I woke up at 5a this morning to go to Walmart to buy toilet paper. I had looked up online that they would open at 6a. I got there at 6:15 and the toilet paper shelving was bare and the place was as crowded as a Saturday afternoon. I had to leave. I drove to Food4Less and they weren't open. I drove around for a while 'til I was nearly out of gas looking for a store selling toilet paper. I could feel a low-grade panic attack creep up my spine and I felt that familiar urge to cry. How was I going to do something so simple and ordinary as wipe my @$$?

When I got some gas finally, there wasn't even any TP in the gas market. The weight of what was happening in my country, America which I love so much, finally hit me. Cars drove around in the early morning streets like usual but inside them were people desperate to buy things, essential things, things we took for granted until now. Was the guy who pulled up behind me in the gas station on the same trek for personal essentials as I was? When I crossed over the interstate I turned and looked in the direction of the usual morning rush-hour and instead of a nearly unbroken stream of red taillights, I saw a smattering of cars like the first droplets of rain that beget the hurricane to come.

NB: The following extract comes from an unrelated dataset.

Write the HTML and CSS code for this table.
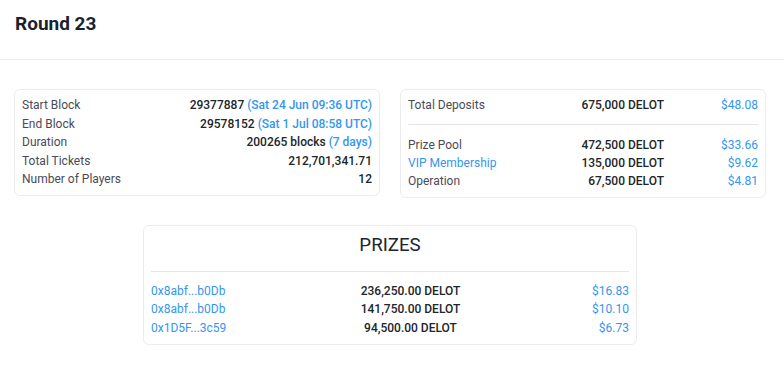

Wondering, with a pit in my stomach, how far or how long this would go, I pulled into the Smart&Final by my house. They would be opening soon, but they had a sign on the front that said they had no toilet paper. How was I going to take care of my most basic needs? Is this what it was like in the Soviet Union in 1982 when the world laughed at them for not being able to have even toilet paper for its people? Lines for bread that stretched for blocks?

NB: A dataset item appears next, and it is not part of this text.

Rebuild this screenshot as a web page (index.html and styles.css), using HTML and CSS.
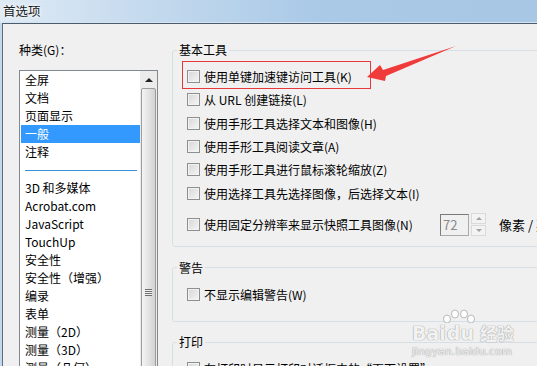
FILE: index.html
```html
<!DOCTYPE html>
<html lang="zh-CN">
  <head>
    <meta charset="UTF-8" />
    <title>首选项</title>
    <link rel="stylesheet" href="styles.css">
  </head>
  <body>
    <div class="titlebar"><span class="title">首选项</span></div>

    <div class="window">
      <div class="categories">
        <div class="cat-label">种类(G)：</div>
        <div class="listbox">
          <ul class="cat-list">
            <li>全屏</li>
            <li>文档</li>
            <li>页面显示</li>
            <li class="selected">一般</li>
            <li>注释</li>
            <li class="sep"><span></span></li>
            <li>3D 和多媒体</li>
            <li>Acrobat.com</li>
            <li>JavaScript</li>
            <li>TouchUp</li>
            <li>安全性</li>
            <li>安全性（增强）</li>
            <li>编录</li>
            <li>表单</li>
            <li>测量（2D）</li>
            <li>测量（3D）</li>
            <li>测量（几何）</li>
          </ul>
          <div class="scrollbar">
            <div class="scroll-up"><span class="tri"></span></div>
            <div class="scroll-thumb"><span class="grip"></span></div>
          </div>
        </div>
      </div>

      <div class="panels">
        <fieldset class="group group-basic">
          <legend>基本工具</legend>
          <div class="opt"><span class="box"></span>使用单键加速键访问工具(K)</div>
          <div class="opt"><span class="box"></span>从 URL 创建链接(L)</div>
          <div class="opt"><span class="box"></span>使用手形工具选择文本和图像(H)</div>
          <div class="opt"><span class="box"></span>使用手形工具阅读文章(A)</div>
          <div class="opt"><span class="box"></span>使用手形工具进行鼠标滚轮缩放(Z)</div>
          <div class="opt"><span class="box"></span>使用选择工具先选择图像，后选择文本(I)</div>
          <div class="opt opt-res">
            <span class="box"></span>
            <span class="res-label">使用固定分辨率来显示快照工具图像(N)</span>
            <span class="spin-input">72</span>
            <span class="spin-btns">
              <span class="spin-btn"><span class="tri-up"></span></span>
              <span class="spin-btn"><span class="tri-down"></span></span>
            </span>
            <span class="unit">像素 / 英寸</span>
          </div>
        </fieldset>

        <fieldset class="group group-warn">
          <legend>警告</legend>
          <div class="opt"><span class="box"></span>不显示编辑警告(W)</div>
        </fieldset>

        <fieldset class="group group-print">
          <legend>打印</legend>
          <div class="opt"><span class="box"></span>在打印时显示打印对话框中的“页面设置”</div>
        </fieldset>
      </div>
    </div>

    <!-- annotation drawn over the dialog -->
    <svg class="callout" width="537" height="366" viewBox="0 0 537 366">
      <rect x="182.5" y="61.5" width="188" height="27" fill="none" stroke="#e8393a" stroke-width="1" />
      <polygon points="367,77 380,65 383,70 456,46 386,76 385,81" fill="#f03b3b" />
    </svg>

    <div class="watermark">
      <div class="wm-logo">
        <span class="wm-bai">Bai</span>
        <span class="wm-du">
          <svg class="paw" width="34" height="14" viewBox="0 0 34 14">
            <ellipse cx="5" cy="10" rx="3.5" ry="4" />
            <ellipse cx="13" cy="5" rx="3.5" ry="4" />
            <ellipse cx="22" cy="5" rx="3.5" ry="4" />
            <ellipse cx="29" cy="10" rx="3.5" ry="4" />
          </svg>
          du
        </span>
        <span class="wm-jy">经验</span>
      </div>
      <div class="wm-url">jingyan.baidu.com</div>
    </div>
  </body>
</html>
```

FILE: styles.css
```css
html,
body {
  margin: 0;
  padding: 0;
  width: 537px;
  height: 366px;
  overflow: hidden;
}
body {
  position: relative;
  background: linear-gradient(to right, #c3d8ec, #a8c8e6);
  font-family: "Noto Sans CJK SC", "Noto Sans", sans-serif;
  font-size: 12px;
  color: #000;
}

.titlebar {
  height: 22px;
  border-bottom: 1px solid #d4e4f3;
  display: flex;
  align-items: center;
  padding-left: 3px;
  background: linear-gradient(to right, #dfeaf5 0%, #c6dbee 25%, #a9c9e7 60%, #a7c7e5 100%);
}
.title {
  font-size: 12.5px;
  line-height: 16px;
  color: #1a1a1a;
  text-shadow: 0 0 6px #fff, 0 0 3px #fff;
}

.window {
  margin-left: 2px;
  height: 400px;
  display: flex;
  gap: 14px;
  background: #f0f0f0;
  border-top: 1px solid #4c5c6c;
  border-left: 1px solid #5d6d7d;
}

/* Left: category list */
.categories {
  padding: 18px 0 0 16px;
  width: 139px;
  flex: none;
}
.cat-label {
  line-height: 16px;
  height: 16px;
  margin-bottom: 12px;
}
.listbox {
  display: flex;
  height: 450px;
  background: #fff;
  border: 1px solid #828790;
}
.cat-list {
  list-style: none;
  margin: 0;
  padding: 0;
  flex: 1;
}
.cat-list li {
  height: 18px;
  line-height: 18px;
  margin: 0 0 0 1px;
  padding-left: 4px;
  white-space: nowrap;
}
.cat-list li.selected {
  background: #3399ff;
  color: #fff;
}
.cat-list li.sep {
  display: flex;
  align-items: center;
  padding: 0 3px 0 4px;
}
.cat-list li.sep span {
  flex: 1;
  height: 1px;
  background: #3d8fd8;
}
.scrollbar {
  width: 17px;
  flex: none;
  background: #ebebeb;
  display: flex;
  flex-direction: column;
  align-items: center;
}
.scroll-up {
  height: 17px;
  width: 17px;
  display: flex;
  align-items: center;
  justify-content: center;
}
.tri {
  width: 0;
  height: 0;
  border-left: 4px solid transparent;
  border-right: 4px solid transparent;
  border-bottom: 4px solid #222;
}
.scroll-thumb {
  width: 13px;
  height: 406px;
  border: 1px solid #9d9d9d;
  border-radius: 2px;
  background: linear-gradient(to right, #f4f4f4, #e3e3e3 50%, #d2d2d2);
  display: flex;
  align-items: center;
  justify-content: center;
}
.grip {
  width: 7px;
  height: 5px;
  border-top: 1px solid #6e6e6e;
  border-bottom: 1px solid #6e6e6e;
  background: linear-gradient(#f0f0f0 0 1px, #6e6e6e 1px 2px, #f0f0f0 2px 3px, #6e6e6e 3px 4px, #f0f0f0 4px);
}

/* Right: option groups */
.panels {
  padding-top: 18px;
  width: 400px;
  flex: none;
}
.group {
  margin: 0;
  min-width: 0;
  border: 1px solid #d5dfe5;
  border-radius: 3px;
  padding: 7px 0 0 14px;
}
.group legend {
  line-height: 16px;
  padding: 0 2px;
  margin-left: -10px;
}
.group-basic {
  padding-bottom: 9px;
}
.group-warn {
  margin-top: 13px;
  padding-bottom: 15px;
}
.group-print {
  margin-top: 12px;
  height: 60px;
}

.opt {
  height: 23.3px;
  display: flex;
  align-items: center;
  white-space: nowrap;
}
.box {
  width: 11px;
  height: 11px;
  flex: none;
  margin-right: 4px;
  border: 1px solid #8e8f8f;
  background: linear-gradient(135deg, #d6d6d6, #f6f6f6);
  box-shadow: inset 0 0 0 1px #f2f2f2;
}
.opt-res {
  margin-top: 8px;
  height: 24px;
}
.res-label {
  width: 236px;
  flex: none;
}
.spin-input {
  width: 25px;
  height: 20px;
  line-height: 20px;
  padding-left: 2px;
  border: 1px solid #aaa;
  border-top-color: #7a7a7a;
  border-left-color: #7a7a7a;
  color: #8a8a8a;
  font-size: 13px;
}
.spin-btns {
  margin-left: 2px;
  width: 15px;
  height: 23px;
  display: flex;
  flex-direction: column;
  gap: 1px;
}
.spin-btn {
  flex: 1;
  border: 1px solid #dadada;
  background: #f3f3f3;
  display: flex;
  align-items: center;
  justify-content: center;
}
.tri-up,
.tri-down {
  width: 0;
  height: 0;
  border-left: 3px solid transparent;
  border-right: 3px solid transparent;
}
.tri-up {
  border-bottom: 3px solid #a0a0a0;
}
.tri-down {
  border-top: 3px solid #a0a0a0;
}
.unit {
  margin-left: 13px;
  font-size: 13px;
}

/* overlays */
.callout {
  position: absolute;
  left: 0;
  top: 0;
  pointer-events: none;
}
.watermark {
  position: absolute;
  left: 412px;
  top: 309px;
  color: rgba(255, 255, 255, 0.9);
  text-shadow: 0 0 1px #9a9a9a, 0 0 1px #9a9a9a;
  font-family: "DejaVu Sans", sans-serif;
}
.wm-logo {
  display: flex;
  align-items: flex-end;
  font-size: 19px;
  font-weight: bold;
  line-height: 20px;
}
.wm-du {
  position: relative;
  padding-top: 14px;
  margin-left: 1px;
}
.paw {
  position: absolute;
  left: -5px;
  top: 0;
  fill: rgba(255, 255, 255, 0.9);
  stroke: #a8a8a8;
  stroke-width: 0.8;
}
.wm-jy {
  margin-left: 6px;
  font-family: "Noto Sans CJK SC", sans-serif;
  font-size: 17px;
}
.wm-url {
  margin-top: 2px;
  font-size: 10.5px;
  letter-spacing: 0.2px;
}
```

Turning my 4runner over, I backed out and decided to give up; go home and use what little toilet paper was left 'til all I had was the empty core. My panic faded as I drifted into a floating sense of bewilderment. In a last ditch effort I pulled into the Vons parking lot, even though I had written them off as absolutely not having any toilet paper. I parked. As I got out, I saw a woman carrying a big pack of toilet paper under her arm.

"Did you get that there," I asked her, jutting my chin at the Vons store front.

"Yes," she replied, her eyes the color of the blue packaging, "but I don't think there's any left." Her voice belied that she too had been one of us anxiously driving about. "They're only letting in a few people at a time and there were only like twenty packs."

"You're fucking kidding me," I said, anger and dismay and that floatiness still swirling inside me.

"Do you need some?" she asked.

"I could get by a day or so," I lied, but working with children as long as I have, you get used to lying so that others don't feel awkward.

"I could give you some," she said, a strange bewilderment in her eye that seemed to say 'what have we come to?'

"I can pay you," I said, implicitly reflecting her inner thoughts that somehow we had all slipped through a Soviet-era looking glass.

"No, that's alright," she said starting to tear open her package, "I felt really bad buying this much. I don't need this much. Here, take four."

We exchanged thanks and paper products respectively and I wanted to hug her, but I couldn't even do this for fear of violating the norms of our New World. All I could say was, "God bless you" and drive away with a prayer for her unlimited good on my lips and in my heart.

(Published elsewhere with the title The Gift of the Magi, but I decided to stop spoofing O.Henry and start spoofing Gabriel Garcia Marquez. And 100 Days of Solitude is most likely the next title in my short, short stories series.)